Mais ces tentatives sont aussi la preuve qu’une construction de l’Europe par le haut et par la force est vouée à l’échec. L’un des enjeux majeurs aujourd’hui est donc de ramener le discours européen au niveau des citoyens.

Peut-on rapprocher la critique d’un déficit démocratique de l’Europe à la volonté historique de construire une Europe des élites ?

Il est indéniable que la construction européenne est partie de l’initiative des responsables politiques de premier plan, même après 1945. Pourtant, il ne faut pas oublier les étapes de ratification par les parlements des différents pays, les mouvements populaires, l’enthousiasme de la population au sortir de la Deuxième guerre mondiale. Même si aujourd’hui, la construction européenne apparaît comme un mouvement qui suscite la méfiance des citoyens.

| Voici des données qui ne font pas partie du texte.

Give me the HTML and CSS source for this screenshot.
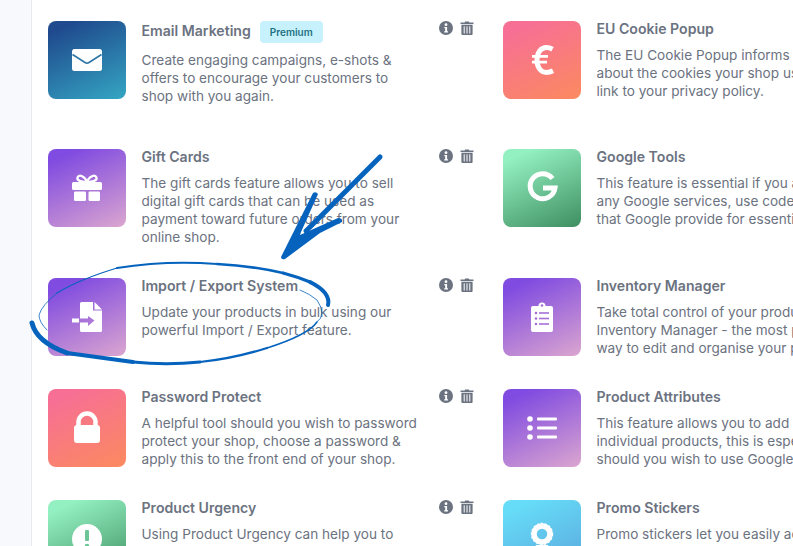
FILE: index.html
```html
<!DOCTYPE html>
<html lang="en">
<head>
<meta charset="utf-8">
<title>Features</title>
<link rel="stylesheet" href="styles.css">
</head>
<body>
<svg width="0" height="0" class="defs">
  <symbol id="info" viewBox="0 0 14 14"><circle cx="7" cy="7" r="7" fill="currentColor"/><circle cx="7" cy="3.700" r="1.400" fill="#fff"/><path d="M5.300 6h2.800v4.300H9v1.200H5.200v-1.200h1V7.200H5.300z" fill="#fff"/></symbol>
  <symbol id="trash" viewBox="0 0 14 14"><path d="M0.500 1.600H4.600L5.200 .4H8.800L9.400 1.600H13.500V3H.5z" fill="currentColor"/><path d="M1.400 3.800H12.600V13a1 1 0 0 1-1 1H2.400a1 1 0 0 1-1-1z" fill="currentColor"/><path d="M4.200 5.300V12.500M7 5.300V12.500M9.800 5.300V12.500" stroke="#fff" stroke-width="1" fill="none"/></symbol>
</svg>
<div class="layout">
  <aside class="rail"></aside>
  <main class="content">
    <section class="grid">

      <article class="item">
        <div class="tile blue"><svg viewBox="0 0 78 78"><rect x="24" y="28" width="30" height="22" rx="2.500" fill="#fff"/><path d="M24.500 33.500L37 41.500Q39 42.800 41 41.500L53.500 33.500" fill="none" stroke="#2d78a6" stroke-width="1.600"/></svg></div>
        <div class="body">
          <h3 class="title has-badge">Email Marketing <span class="badge">Premium</span></h3>
          <p class="desc">Create engaging campaigns, e-shots &amp; offers to encourage your customers to shop with you again.</p>
        </div>
        <div class="actions"><svg class="act"><use href="#info"/></svg><svg class="act"><use href="#trash"/></svg></div>
      </article>

      <article class="item">
        <div class="tile pink"><svg viewBox="0 0 78 78"><path d="M49.500 28.200Q46.500 26.500 43.500 26.500C37.500 26.500 34 32 34 39S37.500 51.500 43.500 51.500Q46.500 51.500 50 49.800" fill="none" stroke="#fff" stroke-width="5"/><path d="M29 35.400H45M29 41.200H44" fill="none" stroke="#fff" stroke-width="2.800"/></svg></div>
        <div class="body">
          <h3 class="title">EU Cookie Popup</h3>
          <p class="desc">The EU Cookie Popup informs visitors<br>about the cookies your shop uses with a<br>link to your privacy policy.</p>
        </div>
        <div class="actions"><svg class="act"><use href="#info"/></svg><svg class="act"><use href="#trash"/></svg></div>
      </article>

      <article class="item">
        <div class="tile purple"><svg viewBox="0 0 78 78"><rect x="24" y="33" width="30" height="8" rx="1.500" fill="#fff"/><rect x="26" y="42.500" width="12" height="9.500" rx="1.200" fill="#fff"/><rect x="40.500" y="42.500" width="11.500" height="9.500" rx="1.200" fill="#fff"/><path d="M39 33C37 27 31 25 29.500 28.500C28.500 31.500 33 33 39 33C45 33 49.500 31.500 48.500 28.500C47 25 41 27 39 33" fill="none" stroke="#fff" stroke-width="2.200"/></svg></div>
        <div class="body">
          <h3 class="title">Gift Cards</h3>
          <p class="desc">The gift cards feature allows you to sell digital gift cards that can be used as payment toward future orders from your online shop.</p>
        </div>
        <div class="actions"><svg class="act"><use href="#info"/></svg><svg class="act"><use href="#trash"/></svg></div>
      </article>

      <article class="item">
        <div class="tile green"><svg viewBox="0 0 78 78"><path d="M49.500 29.500A12.500 12.500 0 1 0 52 39H40" fill="none" stroke="#fff" stroke-width="5"/></svg></div>
        <div class="body">
          <h3 class="title">Google Tools</h3>
          <p class="desc">This feature is essential if you are using<br>any Google services, use code snippets<br>that Google provide for essential tracking.</p>
        </div>
        <div class="actions"><svg class="act"><use href="#info"/></svg><svg class="act"><use href="#trash"/></svg></div>
      </article>

      <article class="item">
        <div class="tile purple"><svg viewBox="0 0 78 78"><path d="M33.500 24H45V32.500H54V52.500A1.500 1.500 0 0 1 52.500 54H33.500A1.500 1.500 0 0 1 32 52.500V44.500H40V48L46.500 42.500L40 38V40.500H32V25.500A1.500 1.500 0 0 1 33.500 24Z" fill="#fff"/><path d="M46.500 24L54 31.500H46.500Z" fill="#fff"/><rect x="24" y="40.500" width="7" height="4" fill="#fff"/></svg></div>
        <div class="body">
          <h3 class="title">Import / Export System</h3>
          <p class="desc">Update your products in bulk using our powerful Import / Export feature.</p>
        </div>
        <div class="actions"><svg class="act"><use href="#info"/></svg><svg class="act"><use href="#trash"/></svg></div>
      </article>

      <article class="item">
        <div class="tile purple"><svg viewBox="0 0 78 78"><path d="M30 28H35.500A3.500 3.500 0 0 1 42.500 28H48A2 2 0 0 1 50 30V52A2 2 0 0 1 48 54H30A2 2 0 0 1 28 52V30A2 2 0 0 1 30 28Z" fill="#fff"/><circle cx="39" cy="27.500" r="1.300" fill="#a66fd6"/><g fill="#a66fd6"><circle cx="33" cy="35" r="1.300"/><circle cx="33" cy="40.500" r="1.300"/><circle cx="33" cy="46" r="1.300"/><rect x="36" y="34.200" width="10" height="1.600"/><rect x="36" y="39.700" width="10" height="1.600"/><rect x="36" y="45.200" width="10" height="1.600"/></g></svg></div>
        <div class="body">
          <h3 class="title">Inventory Manager</h3>
          <p class="desc">Take total control of your products with<br>Inventory Manager - the most powerful<br>way to edit and organise your products.</p>
        </div>
        <div class="actions"><svg class="act"><use href="#info"/></svg><svg class="act"><use href="#trash"/></svg></div>
      </article>

      <article class="item">
        <div class="tile pink"><svg viewBox="0 0 78 78"><path d="M30.500 37V33A8.500 8.500 0 0 1 47.500 33V37" fill="none" stroke="#fff" stroke-width="4.500"/><rect x="26" y="36" width="26" height="18" rx="3" fill="#fff"/></svg></div>
        <div class="body">
          <h3 class="title">Password Protect</h3>
          <p class="desc">A helpful tool should you wish to password protect your shop, choose a password &amp; apply this to the front end of your shop.</p>
        </div>
        <div class="actions"><svg class="act"><use href="#info"/></svg><svg class="act"><use href="#trash"/></svg></div>
      </article>

      <article class="item">
        <div class="tile purple"><svg viewBox="0 0 78 78"><g fill="#fff"><circle cx="27" cy="30" r="2.800"/><circle cx="27" cy="39" r="2.800"/><circle cx="27" cy="48" r="2.800"/><rect x="34" y="28.500" width="20" height="3" rx="1"/><rect x="34" y="37.500" width="20" height="3" rx="1"/><rect x="34" y="46.500" width="20" height="3" rx="1"/></g></svg></div>
        <div class="body">
          <h3 class="title">Product Attributes</h3>
          <p class="desc">This feature allows you to add labels to<br>individual products, this is especially handy<br>should you wish to use Google Shopping.</p>
        </div>
        <div class="actions"><svg class="act"><use href="#info"/></svg><svg class="act"><use href="#trash"/></svg></div>
      </article>

      <article class="item">
        <div class="tile green"><svg viewBox="0 0 78 78"><circle cx="39" cy="39" r="15" fill="#fff"/><rect x="37" y="30" width="4" height="11" rx="1" fill="#6cc596"/><circle cx="39" cy="46" r="2.300" fill="#6cc596"/></svg></div>
        <div class="body">
          <h3 class="title">Product Urgency</h3>
          <p class="desc">Using Product Urgency can help you to increase sales across your online shop.</p>
        </div>
        <div class="actions"><svg class="act"><use href="#info"/></svg><svg class="act"><use href="#trash"/></svg></div>
      </article>

      <article class="item">
        <div class="tile cyan"><svg viewBox="0 0 78 78"><circle cx="39" cy="34" r="8" fill="none" stroke="#fff" stroke-width="5.500"/><circle cx="39" cy="34" r="10.500" fill="none" stroke="#fff" stroke-width="1.400" stroke-dasharray="2.200 1.800"/><path d="M33 45L29 54H35L39 49L43 54H49L45 45Z" fill="#fff"/></svg></div>
        <div class="body">
          <h3 class="title">Promo Stickers</h3>
          <p class="desc">Promo stickers let you easily add eye-catching labels to your products.</p>
        </div>
        <div class="actions"><svg class="act"><use href="#info"/></svg><svg class="act"><use href="#trash"/></svg></div>
      </article>

    </section>
  </main>
</div>

<svg class="scribble" viewBox="0 0 793 546" aria-hidden="true">
  <path class="ink-fill" d="M281 257L313 193Q316 191 318 194L301 232L300 235L338 218Q343 218 342 222L320 233L285 259Q281 260 281 257Z"/>
  <path class="ink w5" d="M380 157L306 231"/>
  <path class="ink w5" d="M32 323Q36.500 342 67 353"/>
  <path class="ink w4" d="M67 353Q100 357.500 133 362"/>
  <path class="ink w3" d="M133 362Q166.500 365.500 200 362"/>
  <path class="ink w22" d="M200 362Q233.500 358.500 267 348"/>
  <path class="ink w15" d="M267 348Q308 335 317 322"/>
  <path class="ink w08" d="M317 322Q327 315 317 300Q310 294 300 290"/>
  <path class="ink w4" d="M328 305Q331 292.500 310 282"/>
  <path class="ink w3" d="M310 282Q298 277 283 273"/>
  <path class="ink w25" d="M283 273Q250 265.500 217 264"/>
  <path class="ink w2" d="M217 264Q167 260 117 268"/>
  <path class="ink w12" d="M117 268Q79 279.500 57 293"/>
  <path class="ink w08" d="M57 293Q42 305 39 315Q39 322 47 330"/>
</svg>
</body>
</html>
```
FILE: styles.css
```css
html, body {
  margin: 0;
  height: 100%;
  overflow: hidden;
  background: #fff;
}
body {
  position: relative;
  font-family: Inter, "Liberation Sans", sans-serif;
  color: #6b7280;
}
.defs { position: absolute; }
.layout {
  display: flex;
  min-height: 100%;
}
.rail {
  flex: 0 0 31px;
  background: #f8f9fc;
  border-right: 1px solid #e8eaef;
}
.content {
  padding: 21px 0 0 16px;
}
.grid {
  display: grid;
  grid-template-columns: 455px 455px;
  grid-template-rows: 128px 129px 111px 111px 111px;
}
.item {
  display: flex;
  align-items: flex-start;
}
.tile {
  flex: 0 0 78px;
  width: 78px;
  height: 78px;
  border-radius: 8px;
  margin-right: 15.500px;
}
.tile svg {
  display: block;
  width: 78px;
  height: 78px;
}
.blue { background: linear-gradient(155deg, #1f4b8e 12%, #35a6c3 100%); }
.purple { background: linear-gradient(155deg, #804be0 12%, #dba6cf 100%); }
.pink { background: linear-gradient(155deg, #f76f95 12%, #fb8a5f 100%); }
.green { background: linear-gradient(155deg, #93f0c1 12%, #3e8e60 100%); }
.cyan { background: linear-gradient(155deg, #66dcf8 12%, #5aa3da 100%); }
.body {
  flex: 0 0 280px;
  width: 280px;
}
.title {
  margin: 0 0 9px;
  font-size: 14.100px;
  line-height: 16px;
  font-weight: 600;
  color: #6b7280;
}
.title.has-badge {
  display: flex;
  align-items: flex-start;
  gap: 9px;
  height: 22px;
  line-height: 20px;
  margin-bottom: 8px;
}
.badge {
  display: inline-block;
  padding: 0 10px;
  height: 22px;
  line-height: 22px;
  border-radius: 4px;
  background: #c6f1fd;
  color: #1e7283;
  font-size: 10px;
  font-weight: 600;
}
.desc {
  margin: 0;
  font-size: 13.600px;
  line-height: 18px;
  color: #6b7280;
}
.actions {
  display: flex;
  gap: 7px;
  margin-left: 17px;
}
.act {
  width: 14px;
  height: 14px;
  color: #6b7280;
}
.scribble {
  position: absolute;
  left: 0;
  top: 0;
  width: 793px;
  height: 546px;
  pointer-events: none;
}
.ink-fill { fill: #0563bd; }
.ink {
  fill: none;
  stroke: #0563bd;
  stroke-linecap: round;
}
.w5 { stroke-width: 5px; }
.w4 { stroke-width: 4px; }
.w3 { stroke-width: 3px; }
.w25 { stroke-width: 2.500px; }
.w22 { stroke-width: 2.200px; }
.w2 { stroke-width: 2px; }
.w15 { stroke-width: 1.500px; }
.w12 { stroke-width: 1.200px; }
.w08 { stroke-width: .8px; }
```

Dans les années 1920, le mouvement Paneurope mise sur les élites. Il part d’un constat : les Etats européens ne pèseront sur la scène internationale que s’ils s’allient. L’avenir appartient aux  grands ensembles : les Etats-Unis, les empires russe et britannique, la reconstitution d’un empire asiatique autour du Japon.

D’où des actions à destination des principaux responsables politiques européens. Ce mouvement ne s’adresse pas à la base. C’est un mouvement clairement élitiste. Mais je ne sais pas si on peut aller jusqu’à dire que les écueils actuels sont liés à l’influence du modèle paneuropéen.

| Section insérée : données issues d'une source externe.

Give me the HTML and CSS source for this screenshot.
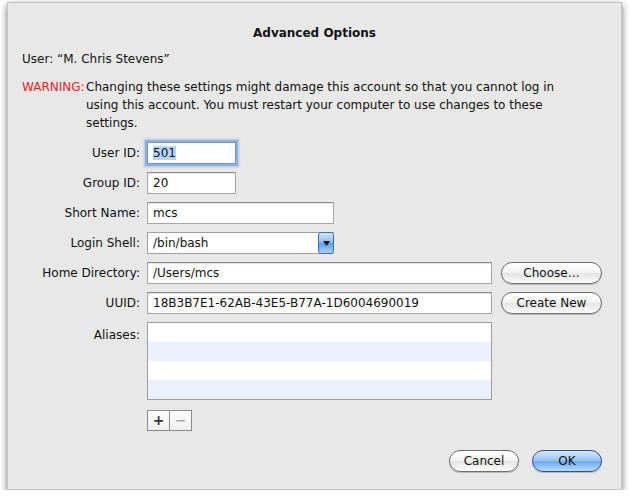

Quelle est la leçon qu’on peut tirer de l’histoire de l’idée européenne aujourd’hui ?

S’il y a quelque enseignement qu’on peut tirer de l’histoire contemporaine, c’est qu’il n’y aura plus d’hégémonie d’une puissance en Europe - du moins d'une puissance européenne, puisque les Etats-Unis et la Russie ont organisé l'Europe de 1945 à 1989.

Évidemment, il y a aujourd’hui une influence allemande forte. Mais personne ne pourra exercer seul sa domination. Regardez le dernier sommet européen : un front uni peut faire vaciller la ligne allemande. La construction européenne est toujours une affaire de dialogue et de compromis. La dernière grande aventure hégémonique en Europe, après des tentatives françaises et britanniques avortées, était celle de l’Allemagne nationale-socialiste – et on a vu comment elle a fini.